A.M. – Deve desempenhar um papel mais ativo. Há um provérbio chinês que diz que com uma só mão não se consegue bater palmas. Depender só dos centros de arbitragem é difícil. Do Governo, por exemplo, nos contratos que a Administração tem com o sector privado, de aquisição de serviços e bens, pode considerar a possibilidade de incluir uma cláusula de arbitragem ou de mediação. Sabemos que o exemplo vem de cima. Se o Governo der o primeiro passo, outros irão atrás. 

– Este é um serviço. Para encontrar o seu mercado, precisa também que quem o vende invista uma bocado na promoção?

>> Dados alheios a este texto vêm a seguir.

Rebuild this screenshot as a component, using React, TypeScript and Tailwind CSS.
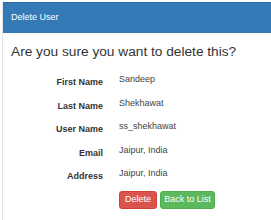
const rows = [
  ['First Name', 'Sandeep'],
  ['Last Name', 'Shekhawat'],
  ['User Name', 'ss_shekhawat'],
  ['Email', 'Jaipur, India'],
  ['Address', 'Jaipur, India'],
];

export default function App() {
  return (
    <div
      className="w-[271px] h-[220px] overflow-hidden bg-white pt-[2px] pl-[2px]"
      style={{ fontFamily: '"Liberation Sans", Arial, sans-serif' }}
    >
      <div className="h-full border-l border-[#e3e3e3]">
        <div className="h-[31px] bg-[#337ab7] border-t border-[#2e6da4] px-[8px] flex items-center text-white text-[9px]">
          Delete User
        </div>
        <div className="pl-[8px] pt-[9px]">
          <h3 className="text-[13.7px] leading-[20px] whitespace-nowrap text-[#333]">
            Are you sure you want to delete this?
          </h3>
          <div className="mt-[11px] flex flex-col">
            {rows.map(([label, value]) => (
              <div key={label} className="flex h-[23.5px]">
                <div className="w-[92px] text-right font-bold text-[9px] text-[#333] pt-[3px]">{label}</div>
                <div className="ml-[16px] text-[9px] text-[#444]">{value}</div>
              </div>
            ))}
          </div>
          <div className="ml-[108px] flex gap-[3px]">
            <button className="h-[18px] w-[38px] rounded-[3px] bg-[#d9534f] border border-[#d43f3a] text-white text-[9px]">
              Delete
            </button>
            <button className="h-[18px] w-[55px] rounded-[3px] bg-[#5cb85c] border border-[#4cae4c] text-white text-[9px]">
              Back to List
            </button>
          </div>
        </div>
      </div>
    </div>
  );
}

A.M. – Sim. É o que estamos a fazer.

– Pergunto-lhe isto porque a atividade parece um pouco invisível.

A.M. – Há dois anos fizemos campanhas promocionais nos autocarros. Pusemos um cartaz enorme a circular. Também comprámos tempos publicitários no canal de rádio em chinês durante os períodos de maior audiência. As pessoas realmente dizem que não notam. Mas fizemos. Isto tem também muito que ver com o orçamento que nós temos, uma vez que as campanhas promocionais implicam elevados montantes. Este ano vamos voltar a fazer anúncios na rádio, e continuamos a organizar palestras em colaboração com as principais associações de Macau, envolvendo hotéis, agências de viagem. A comunidade empresarial já tem um melhor conhecimento do que é a arbitragem e a mediação. No ano passado, também participámos na Feira Internacional de Macau e um dos objetivos foi projetar a nossa imagem, uma vez que há uma participação bastante dos países de língua portuguesa.  

– A entrada em vigor do novo regime do erro médico, com recurso a mediação, é uma experiência na resolução alternativa de conflitos. Há também a experiência nos conflitos resolvidos através do Conselho dos Consumidores. Estas experiências vão contribuir para que haja um maior conhecimento destes processos?

A.M. – De certeza que sim. Recebemos com agrado esta notícia, de os serviços competentes terem criado um centro de mediação dos litígios médicas. Provavelmente, é uma prova da importância atribuída pela RAEM às vantagens e eficácia deste sistema. Tudo o que seja promover a mediação é importante.  A mediação é um processo extremamente flexível. O centro está a apostar na mediação porque vê nela bastantes vantagens. Desde logo, contribui para uma sociedade mais harmoniosa, sem que se leve tudo para tribunal. É um processo vocacionado para situações em que as partes estão interessadas em manter as relações – comerciais, de vizinhança, ou familiares. Uma decisão judicial ou uma decisão arbitral nunca conseguem satisfazer ambas as partes. A mediação é um caso de win-win. Muitas das vezes os conflitos são originados por falhas de comunicação. O papel do mediador é o de promover a comunicação entre as partes. Haver um terceiro a dizer aquilo que pensa é mais fácil de aceitar. 

– Em relação à exploração da arbitragem nas ligações entre a China e os países de língua portuguesa, é viável pensar em Macau como um centro internacional de arbitragem?

A.M. – Todos os mercados têm as suas oportunidades comerciais. O mercado dos países de língua portuguesa tem grande potencialidades, atendendo à intensificação, nos últimos anos, das trocas comerciais com a China. Neste aspecto, Macau oferece vantagens adicionais. No nosso centro temos árbitros bilingues. Além disso, as pessoas de Macau são conhecedoras da realidade e dos hábitos da China e dos países de língua portuguesa. Há valor acrescentado em Macau, que como centro de arbitragem oferece um mecanismo eficiente para resolver litígios. 

– Havendo competências, o que não haverá é uma abordagem a esses mercados? As empresas desses países sabem disso?

A.M. – Mas quem deverá promover isso? Exige um trabalho enorme. Se queremos projetar Macau como plataforma de comércio deve haver serviços de apoio.